The movement looks good. The case back gasket is pretty old – it’s been compressed and staying flat in some areas. I always put in a new gasket, anyway.
Lovely dial in very good condition.
Day and date wheels.
Bottom plate without the day and date wheels.
The top plate without the auto winder.
The gear train exposed.
Mainspring in barrel.
For cleaning, I put all the small parts (screws, jewels, etc.) into a cleaning basket.
Everything cleaned, rinsed and dried and ready for reassembly.
As usual, I start off by putting the balance jewel assemblies back together and oiling them.
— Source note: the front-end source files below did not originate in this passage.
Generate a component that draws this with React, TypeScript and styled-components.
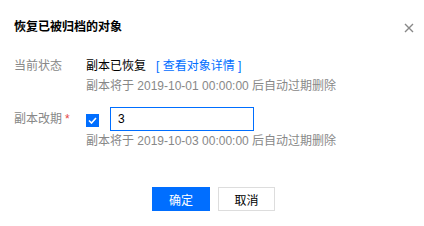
import styled, { createGlobalStyle } from "styled-components";

const GlobalStyle = createGlobalStyle`
  html, body {
    margin: 0;
    padding: 0;
    background: #fff;
  }
  body {
    font-family: "Liberation Sans", "Noto Sans CJK SC", sans-serif;
    font-size: 12px;
    color: #000;
  }
`;

const App = () => {
  return (
    <>
      <GlobalStyle />
      <Dialog>
        <Header>
          <Title>恢复已被归档的对象</Title>
          <Close aria-label="关闭">
            <svg width="10" height="10" viewBox="0 0 10 10">
              <path
                d="M1 1 L9 9 M9 1 L1 9"
                stroke="#888"
                strokeWidth="1.4"
                fill="none"
              />
            </svg>
          </Close>
        </Header>
        <Body>
          <Row>
            <Label>当前状态</Label>
            <Field>
              <Line>
                副本已恢复
                <Link href="#">[ 查看对象详情 ]</Link>
              </Line>
              <Hint>副本将于 2019-10-01 00:00:00 后自动过期删除</Hint>
            </Field>
          </Row>
          <Row spaced>
            <Label tall>
              副本改期<Required>*</Required>
            </Label>
            <Field>
              <Controls>
                <Checkbox>
                  <svg width="9" height="7" viewBox="0 0 9 7">
                    <path
                      d="M1 3.5 L3.5 6 L8 1"
                      stroke="#fff"
                      strokeWidth="1.6"
                      fill="none"
                    />
                  </svg>
                </Checkbox>
                <Input defaultValue="3" />
              </Controls>
              <Hint>副本将于 2019-10-03 00:00:00 后自动过期删除</Hint>
            </Field>
          </Row>
        </Body>
        <Footer>
          <Button primary>确定</Button>
          <Button>取消</Button>
        </Footer>
      </Dialog>
    </>
  );
};

const Dialog = styled.div`
  width: 424px;
  height: 226px;
  background: #fff;
  box-sizing: border-box;
  padding-top: 17px;
`;

const Header = styled.div`
  display: flex;
  justify-content: space-between;
  align-items: center;
  height: 20px;
  padding: 0 10px 0 14px;
`;

const Title = styled.h3`
  margin: 0;
  font-size: 12px;
  line-height: 20px;
  font-weight: 700;
  color: #000;
`;

const Close = styled.span`
  display: flex;
  width: 10px;
  height: 10px;
  margin-top: 2px;
`;

const Body = styled.div`
  padding: 19px 14px 0 14px;
`;

const Row = styled.div<{ spaced?: boolean }>`
  display: flex;
  margin-top: ${({ spaced }) => (spaced ? "11px" : "0")};
`;

const Label = styled.div<{ tall?: boolean }>`
  width: 72px;
  flex-shrink: 0;
  color: #888;
  line-height: ${({ tall }) => (tall ? "24px" : "20px")};
`;

const Required = styled.span`
  color: #e54545;
  margin-left: 3px;
`;

const Field = styled.div`
  display: flex;
  flex-direction: column;
`;

const Line = styled.div`
  line-height: 20px;
  color: #000;
`;

const Link = styled.a`
  color: #006eff;
  text-decoration: none;
  margin-left: 10px;
`;

const Hint = styled.div`
  line-height: 20px;
  color: #888;
`;

const Controls = styled.div`
  display: flex;
  align-items: center;
  height: 24px;
`;

const Checkbox = styled.span`
  width: 13px;
  height: 13px;
  background: #006eff;
  display: flex;
  align-items: center;
  justify-content: center;
  margin-top: 2px;
  margin-right: 11px;
`;

const Input = styled.input`
  width: 144px;
  height: 24px;
  box-sizing: border-box;
  border: 1px solid #006eff;
  outline: none;
  padding: 0 7px;
  font-family: "Liberation Sans", "Noto Sans CJK SC", sans-serif;
  font-size: 12px;
  color: #000;
`;

const Footer = styled.div`
  display: flex;
  justify-content: center;
  gap: 8px;
  margin-top: 36px;
  padding-left: 3px;
`;

const Button = styled.button<{ primary?: boolean }>`
  height: 24px;
  width: ${({ primary }) => (primary ? "58px" : "57px")};
  box-sizing: border-box;
  border: 1px solid ${({ primary }) => (primary ? "#006eff" : "#ddd")};
  background: ${({ primary }) => (primary ? "#006eff" : "#fff")};
  color: ${({ primary }) => (primary ? "#fff" : "#000")};
  font-family: "Liberation Sans", "Noto Sans CJK SC", sans-serif;
  font-size: 12px;
  padding: 0;
  cursor: pointer;
`;

export default App;
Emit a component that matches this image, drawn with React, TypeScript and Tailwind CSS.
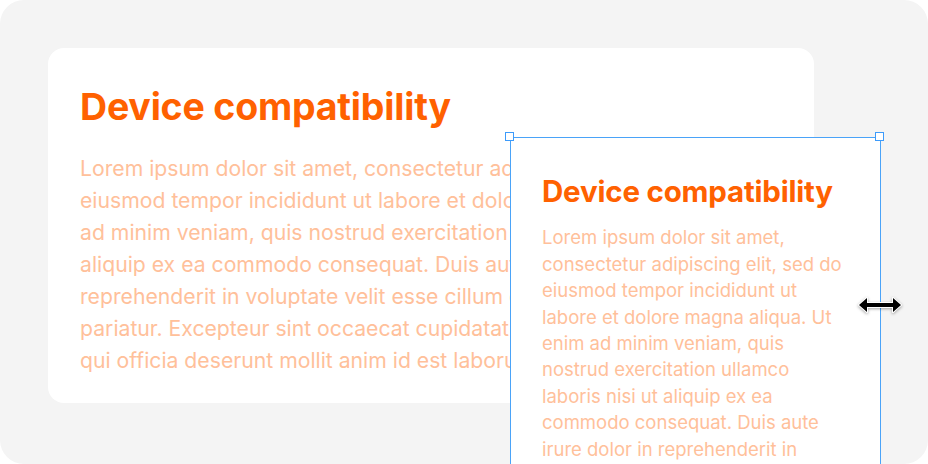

Then the barrel and wheel bridges are mounted, and I slightly wind the mainspring to check the wheels for wobbles and to see if everything turns freely. After oiling, I expect the escape wheel to slightly recoil when the mainspring has run out.
The balance starts swinging as soon as it’s dropped in.
With the mainspring only slightly wound, I get a great amplitude, and I adjust the beat error to 0ms. I won’t finely adjust the beat rate yet as I will let the movement settle for a day before doing that.
After having put the bottom plate assembly back in, I adjust the date wheel so it changes simultaneously with the day wheel, then I mount the dial and hands.
Ready for casing.
What a beauty!
The old case back gasket has seen a couple of decades – it’s completely brittle and breaks up as I remove it.